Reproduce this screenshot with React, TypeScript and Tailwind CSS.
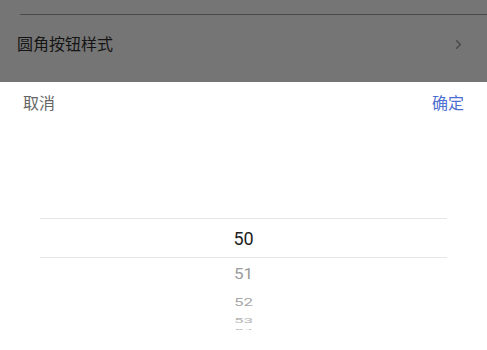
import { ChevronRight } from 'lucide-react';

const items = [
  { value: '51', row: 'h-[32px]', text: 'text-[#9a9a9a] scale-y-[0.88]' },
  { value: '52', row: 'h-[25px]', text: 'text-[#a8a8a8] scale-y-[0.66]' },
  { value: '53', row: 'h-[11px]', text: 'text-[#b4b4b4] scale-y-[0.38]' },
  { value: '54', row: 'h-[6px]', text: 'text-[#b0b0b0] scale-y-[0.07]' },
];

export default function App() {
  return (
    <div
      className="w-[487px] h-[350px] overflow-hidden bg-white"
      style={{ fontFamily: 'Roboto, "Noto Sans CJK SC", sans-serif' }}
    >
      {/* dimmed page behind the sheet */}
      <div className="h-[82px] bg-[#757575]">
        <div className="ml-[20px] h-[15px] border-b border-[#4a4a4a]" />
        <div className="flex items-center justify-between h-[59px] pl-[17px] pr-[21px]">
          <span className="text-[16px] text-[#141414]">圆角按钮样式</span>
          <ChevronRight className="w-[15px] h-[15px] text-[#474747]" strokeWidth={2} />
        </div>
      </div>

      {/* picker sheet */}
      <div className="flex items-center justify-between h-[44px] px-[23px] text-[16px]">
        <span className="text-[#666666]">取消</span>
        <span className="text-[#4c6fd1]">确定</span>
      </div>

      <div className="mx-[40px] mt-[92px]">
        <div className="flex items-center justify-center h-[40px] border-y border-[#e6e6e6] text-[18px] text-[#1e1e1e]">
          50
        </div>
        {items.map((item) => (
          <div key={item.value} className={`flex items-center justify-center ${item.row}`}>
            <span className={`text-[17px] leading-none ${item.text}`}>{item.value}</span>
          </div>
        ))}
      </div>
    </div>
  );
}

Task to carry out » Repeat the data exactly, without the pictures.

Task response »
Reproduce this screenshot with React, TypeScript and Tailwind CSS.
import { ChevronRight } from 'lucide-react';

const items = [
  { value: '51', row: 'h-[32px]', text: 'text-[#9a9a9a] scale-y-[0.88]' },
  { value: '52', row: 'h-[25px]', text: 'text-[#a8a8a8] scale-y-[0.66]' },
  { value: '53', row: 'h-[11px]', text: 'text-[#b4b4b4] scale-y-[0.38]' },
  { value: '54', row: 'h-[6px]', text: 'text-[#b0b0b0] scale-y-[0.07]' },
];

export default function App() {
  return (
    <div
      className="w-[487px] h-[350px] overflow-hidden bg-white"
      style={{ fontFamily: 'Roboto, "Noto Sans CJK SC", sans-serif' }}
    >
      {/* dimmed page behind the sheet */}
      <div className="h-[82px] bg-[#757575]">
        <div className="ml-[20px] h-[15px] border-b border-[#4a4a4a]" />
        <div className="flex items-center justify-between h-[59px] pl-[17px] pr-[21px]">
          <span className="text-[16px] text-[#141414]">圆角按钮样式</span>
          <ChevronRight className="w-[15px] h-[15px] text-[#474747]" strokeWidth={2} />
        </div>
      </div>

      {/* picker sheet */}
      <div className="flex items-center justify-between h-[44px] px-[23px] text-[16px]">
        <span className="text-[#666666]">取消</span>
        <span className="text-[#4c6fd1]">确定</span>
      </div>

      <div className="mx-[40px] mt-[92px]">
        <div className="flex items-center justify-center h-[40px] border-y border-[#e6e6e6] text-[18px] text-[#1e1e1e]">
          50
        </div>
        {items.map((item) => (
          <div key={item.value} className={`flex items-center justify-center ${item.row}`}>
            <span className={`text-[17px] leading-none ${item.text}`}>{item.value}</span>
          </div>
        ))}
      </div>
    </div>
  );
}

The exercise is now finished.